Jordanians stage price protests

At least 4,000 people take to the streets to condemn poor economic policies and call for the government to step down.

    Thousands took to the streets in a protest last week similar to the one that took place in Amman on Friday [AFP]

    Thousands of Jordanians have staged a protest in the capital, Amman, against the country's economic policies.

    The march started after weekly prayers on Friday, with protesters demanding "bread and freedom" and calling for government officials to step down.

    Police handed out bottles of water and juice to the demonstrators, who carried banners reading, "We demand social justice and freedom", "No to oppression, yes to change" and, "We need a national salvation government".

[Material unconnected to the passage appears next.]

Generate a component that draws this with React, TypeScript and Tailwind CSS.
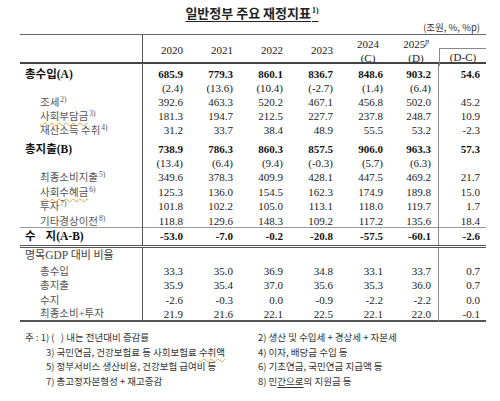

    Mohammad Khatib, a police spokesman, said at least 4,000 people took part in the protest that was organised by 14 different political parties, including the country's largest, the Islamic Action Front.

    Thousands of Jordanians took to the streets in a similar protest on Friday last week.

    The uprising in Tunisia which ousted the country's president Zine El Abidine Ben Ali has inspired dissidents across the Arab world and sparked protests in countries including Algeria, Jordan and Egypt.

    In Egypt, activists are planning to mark the country's national police day on January 25 as the beginning of a peaceful uprising against corruption, poverty and unemployment.

    Since Ben Ali fled to Saudi Arabia, six people in Egypt have attempted to set themselves ablaze in a protest aginst unemployment. One 25-year-old man has died so far.

    The attempted public suicides are an apparent copycat replays of last month's self-immolation of a 26-year-old man in Tunisia, which triggered the country's popular revolt.

    Short-term solutions

    In the face of popular discontent, Samir Rifai, the Jordanian prime minister, announced a $283 million plan on Thursday to raise salaries of government staff as well as the pensions of retired government employees and servicemen.

    The $28 a month raise came nine days after a $169 million plan to improve living conditions.

    The current minimum wage is $211 a month.

    But the country's opposition and others say the new measures are not enough as poverty levels are running at 25 per cent in the desert kingdom. Amman is the most expensive city in the Arab world, according to several independent studies.

    Official unemployment is about 14 per cent in the country of six million people and 70 per cent of them are under the age of 30. Some estimates put the jobless figure at 30 per cent.

    A $1.5 billion deficit, equivalent to five per cent of gross domestic product, is expected on this year's $8.8 billion budget.